Increasingly strict legal provisions relating to permitted pollutant emissions from motor vehicles containing internal combustion engines make it necessary to keep pollutant emissions as low as possible, at least within set operating areas of the internal combustion engine. This can be achieved firstly by reducing pollutant emissions generated during combustion of the air-fuel mixture in the respective cylinder of the internal combustion engine. Secondly, exhaust gas treatment systems are used in internal combustion engines to convert into harmless substances the pollutant emissions generated during the process of combustion of the air-gas mixture in the respective cylinders. Catalytic converters, which can convert carbon monoxide, hydrocarbons and nitrous oxides into harmless substances, are used for this purpose.
The prerequisite for a good long-term conversion capacity of catalytic converters is that the catalytic converters do not overheat. For this reason it is necessary for measures to be implemented where necessary to prevent the catalytic converter from overheating, particularly in operating areas of the internal combustion engine in which a very high output is expected to be generated by the internal combustion engine.
DE 10 2004 033 394 B3 discloses an engine control that sets an exhaust-gas temperature by influencing the air-fuel mixture and includes a temperature model which calculates the temperature for a component to be protected in the exhaust gas tract.

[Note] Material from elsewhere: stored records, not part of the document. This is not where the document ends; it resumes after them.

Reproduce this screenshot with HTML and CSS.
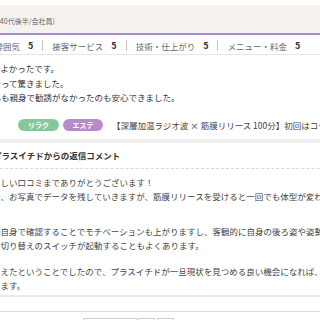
FILE: index.html
```html
<!DOCTYPE html>
<html lang="ja">
<head>
    <meta charset="UTF-8">
    <meta name="viewport" content="width=device-width, initial-scale=1.0">
    <title>口コミ</title>
    <link rel="stylesheet" href="styles.css">
</head>
<body>
    <div class="page">
        <div class="review">
            <div class="review-head">
                <span class="reviewer">(40代後半/会社員)</span>
            </div>
            <div class="ratings">
                <span class="label">雰囲気</span><span class="score">5</span><span class="sep"></span>
                <span class="label">接客サービス</span><span class="score">5</span><span class="sep"></span>
                <span class="label">技術・仕上がり</span><span class="score">5</span><span class="sep"></span>
                <span class="label">メニュー・料金</span><span class="score">5</span>
            </div>
            <p class="comment">
                とてもよかったです。<br>
                軽くなって驚きました。<br>
                皆さんも親身で勧誘がなかったのも安心できました。
            </p>
            <div class="menu">
                <span class="tag tag-relax">リラク</span>
                <span class="tag tag-este">エステ</span>
                <span class="menu-name">【深層加温ラジオ波 × 筋膜リリース 100分】初回はコチラ</span>
            </div>
            <div class="reply">
                <h3 class="reply-title">プラスイチドからの返信コメント</h3>
                <div class="reply-text">
                    <p>素晴らしい口コミまでありがとうございます！<br>施術後、お写真でデータを残していきますが、筋膜リリースを受けると一回でも体型が変わります。</p>
                    <p>お客様自身で確認することでモチベーションも上がりますし、客観的に自身の後ろ姿や姿勢を見ることで<br>意識の切り替えのスイッチが起動することもよくあります。</p>
                    <p>いと考えたということでしたので、プラスイチドが一旦現状を見つめる良い機会になれば、<br>と思います。</p>
                </div>
            </div>
        </div>
        <div class="spacer"></div>
        <div class="pager">
            <a class="pager-btn pager-wide" href="#">前へ</a>
            <a class="pager-btn" href="#">1</a>
            <a class="pager-btn" href="#">2</a>
        </div>
    </div>
</body>
</html>
```

FILE: styles.css
```css
html, body {
    margin: 0;
    padding: 0;
    overflow: hidden;
    background: #fff;
}
body {
    font-family: "Noto Sans CJK JP", "Noto Sans", sans-serif;
    color: #333;
    width: 320px;
    height: 320px;
}
.page {
    margin-left: -30px;
    width: 480px;
}
.review-head {
    margin-top: 5px;
    height: 24px;
    padding: 4px 0 0 27.5px;
    background: #f6f3ee;
    border-bottom: 2px solid #a68dd8;
    display: flex;
    align-items: center;
}
.reviewer {
    font-size: 7px;
    color: #666;
}
.ratings {
    height: 17px;
    padding: 2px 0 0 24.5px;
    border-bottom: 1px solid #e6e6e6;
    display: flex;
    align-items: center;
    white-space: nowrap;
}
.label {
    font-size: 8.5px;
    color: #666;
}
.score {
    font-size: 9px;
    font-weight: bold;
    color: #333;
    margin-left: 8px;
}
.sep {
    display: inline-block;
    width: 1px;
    height: 11px;
    background: #c4c4c4;
    margin: 0 9px;
}
.comment {
    margin: 6px 0 0;
    padding-left: 5.5px;
    font-size: 8.5px;
    line-height: 14.5px;
    color: #333;
    white-space: nowrap;
}
.menu {
    margin-top: 14.5px;
    padding-left: 48px;
    height: 12px;
    display: flex;
    align-items: center;
    white-space: nowrap;
}
.tag {
    display: inline-block;
    width: 41px;
    height: 12px;
    line-height: 12px;
    border-radius: 6px;
    color: #fff;
    font-size: 7px;
    font-weight: bold;
    text-align: center;
}
.tag-relax {
    background: #84c99c;
}
.tag-este {
    background: #b68bc8;
    width: 40px;
    margin-left: 4px;
}
.menu-name {
    margin-left: 9px;
    font-size: 8.5px;
    color: #444;
}
.reply {
    margin-top: 8px;
    border-top: 4px solid #efefef;
}
.reply-title {
    margin: 6px 0 0;
    padding: 0 0 7px 23px;
    font-size: 8.5px;
    line-height: 12px;
    font-weight: bold;
    color: #333;
    border-bottom: 1px dashed #d8d8d8;
}
.reply-text {
    padding: 7px 0 3px 5px;
    font-size: 8.5px;
    line-height: 13.5px;
    color: #444;
    white-space: nowrap;
    border-bottom: 2px solid #ebebeb;
}
.reply-text p {
    margin: 0;
}
.reply-text p + p {
    margin-top: 22px;
}
.reply-text p:last-child {
    margin-top: 13px;
}
.spacer {
    height: 14px;
    border-bottom: 1px solid #dcdcdc;
}
.pager {
    margin-top: 6px;
    padding-left: 113px;
    display: flex;
    gap: 1px;
}
.pager-btn {
    display: block;
    width: 15px;
    height: 18px;
    border: 1px solid #cfcfcf;
    font-size: 8px;
    line-height: 18px;
    text-align: center;
    color: #666;
    text-decoration: none;
}
.pager-wide {
    width: 52px;
}
.pager-btn + .pager-btn + .pager-btn {
    margin-left: 1px;
}
```
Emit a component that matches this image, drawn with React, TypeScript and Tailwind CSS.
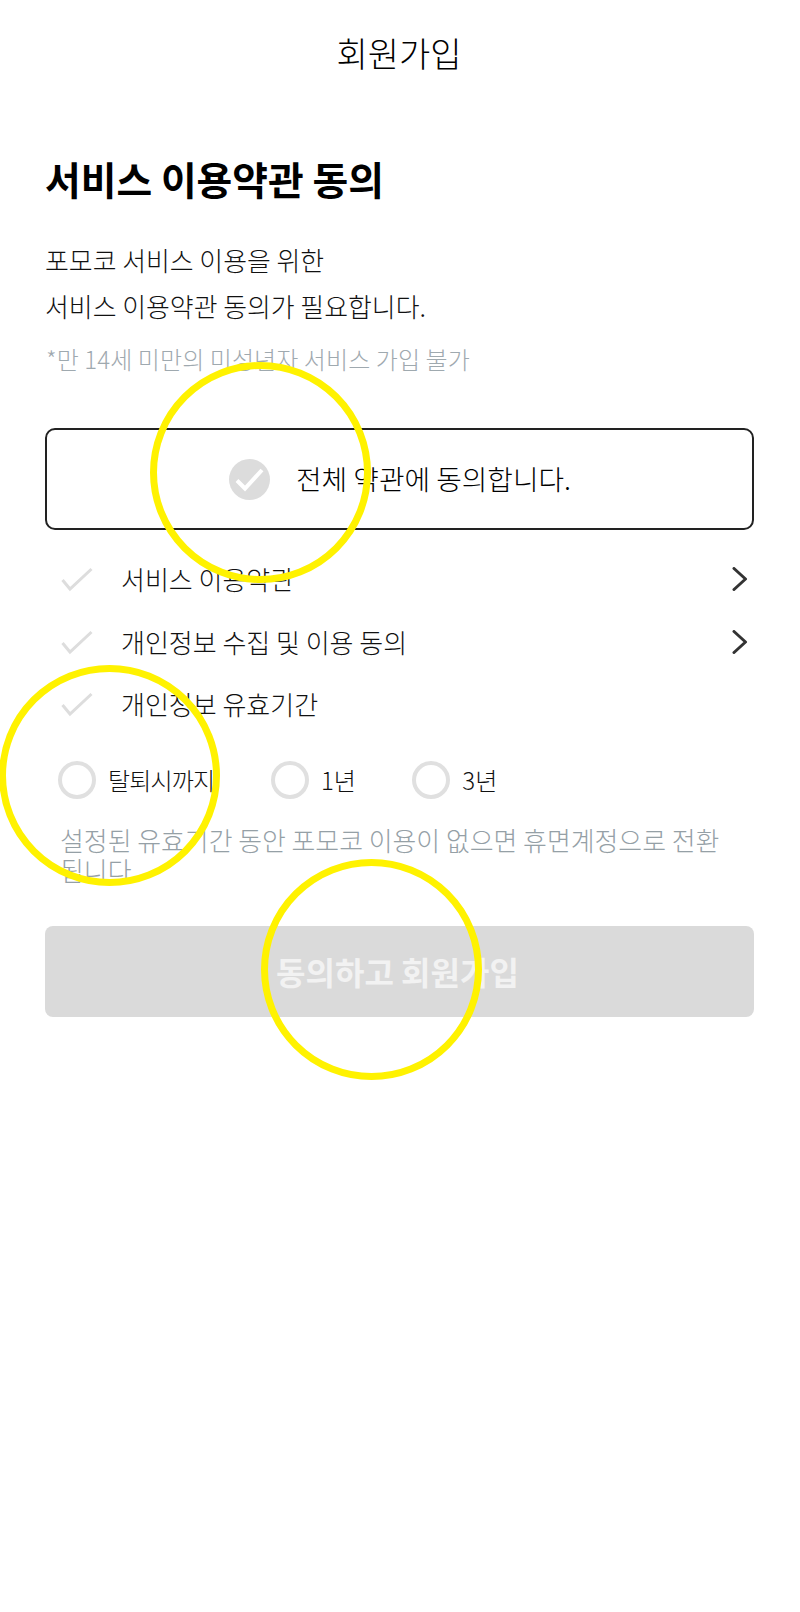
const font = { fontFamily: '"Noto Sans CJK KR", "Noto Sans", sans-serif' };

function Check() {
  return (
    <svg width="32" height="26" viewBox="0 0 32 26" fill="none" className="shrink-0">
      <path d="M1.5 14 L9 23 L30.5 3" stroke="#dddddd" strokeWidth="3" />
    </svg>
  );
}

function Chevron() {
  return (
    <svg width="16" height="24" viewBox="0 0 16 24" fill="none" className="shrink-0">
      <path d="M2 1.5 L13.5 12 L2 22.5" stroke="#333333" strokeWidth="3" strokeLinecap="round" strokeLinejoin="round" />
    </svg>
  );
}

function TermRow({ label, more }: { label: string; more?: boolean }) {
  return (
    <div className="flex h-[62.5px] items-center justify-between pl-[16px] pr-[6px]">
      <div className="flex items-center gap-[28px]">
        <Check />
        <span className="text-[26px] font-light leading-none text-[#111111]">{label}</span>
      </div>
      {more && <Chevron />}
    </div>
  );
}

function Radio({ label, tight }: { label: string; tight?: boolean }) {
  return (
    <div className="flex items-center gap-[12px]">
      <span className="h-[38px] w-[38px] rounded-full border-[4px] border-[#e0e0e0]" />
      <span className={tight ? 'text-[24px] font-light leading-none tracking-[-0.8px] text-[#111111]' : 'text-[24px] font-light leading-none text-[#111111]'}>{label}</span>
    </div>
  );
}

function Ring({ className }: { className: string }) {
  return <div className={`pointer-events-none absolute h-[221px] w-[221px] rounded-full border-[7.5px] border-[#fff200] ${className}`} />;
}

export default function App() {
  return (
    <div className="relative min-h-[1612px] w-[800px] overflow-hidden bg-white" style={font}>
      <header className="flex h-[106px] items-center justify-center pr-[2px] text-[34px] font-light leading-none text-black">회원가입</header>

      <main className="pl-[45px] pr-[46px]">
        <h1 className="mt-[48px] text-[38.8px] font-bold leading-[48px] text-black">서비스 이용약관 동의</h1>

        <div className="mt-[35px] text-[25.9px] font-light leading-[46px] text-[#111111]">
          <p>포모코 서비스 이용을 위한</p>
          <p>서비스 이용약관 동의가 필요합니다.</p>
        </div>
        <p className="mt-[7px] pl-[1px] text-[24px] font-light leading-[45px] tracking-[0.1px] text-[#9fa9af]">*만 14세 미만의 미성년자 서비스 가입 불가</p>

        <div className="mt-[47px] flex h-[102px] items-center justify-center gap-[26px] rounded-[10px] border-2 border-[#222222] pl-[1px]">
          <svg width="41" height="41" viewBox="0 0 41 41" className="shrink-0">
            <circle cx="20.5" cy="20.5" r="20.5" fill="#dcdcdc" />
            <path d="M8 21.5 L16 29.5 L33 11" stroke="#ffffff" strokeWidth="4" fill="none" />
          </svg>
          <span className="text-[27.8px] font-light leading-none text-black">전체 약관에 동의합니다.</span>
        </div>

        <div className="mt-[18px]">
          <TermRow label="서비스 이용약관" more />
          <TermRow label="개인정보 수집 및 이용 동의" more />
          <TermRow label="개인정보 유효기간" />
        </div>

        <div className="mt-[25px] flex items-center gap-[56.5px] pl-[13px]">
          <Radio label="탈퇴시까지" tight />
          <Radio label="1년" />
          <Radio label="3년" />
        </div>

        <p className="mt-[26px] pl-[15px] pr-[20px] text-[25.9px] font-light leading-[30px] text-[#95a0a6]">
          설정된 유효기간 동안 포모코 이용이 없으면 휴면계정으로 전환 됩니다
        </p>

        <button className="mt-[41px] flex h-[91px] w-full items-center justify-center rounded-[8px] bg-[#dadada] pr-[4px] text-[32px] font-bold leading-none text-[#f2f2f2]">
          동의하고 회원가입
        </button>
      </main>

      <Ring className="left-[150px] top-[362px]" />
      <Ring className="left-[-1px] top-[665px]" />
      <Ring className="left-[261px] top-[859px]" />
    </div>
  );
}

The temperature model determines a predicted temperature for the component contained in the exhaust gas tract, said temperature becoming established after a fairly long time while maintaining current operating and driving conditions. The predicted temperature is the component temperature for the component to be protected that becomes established in continuous operation. In order for the component to be protected, the engine control system regulates the exhaust-gas as a function of the predicted temperature.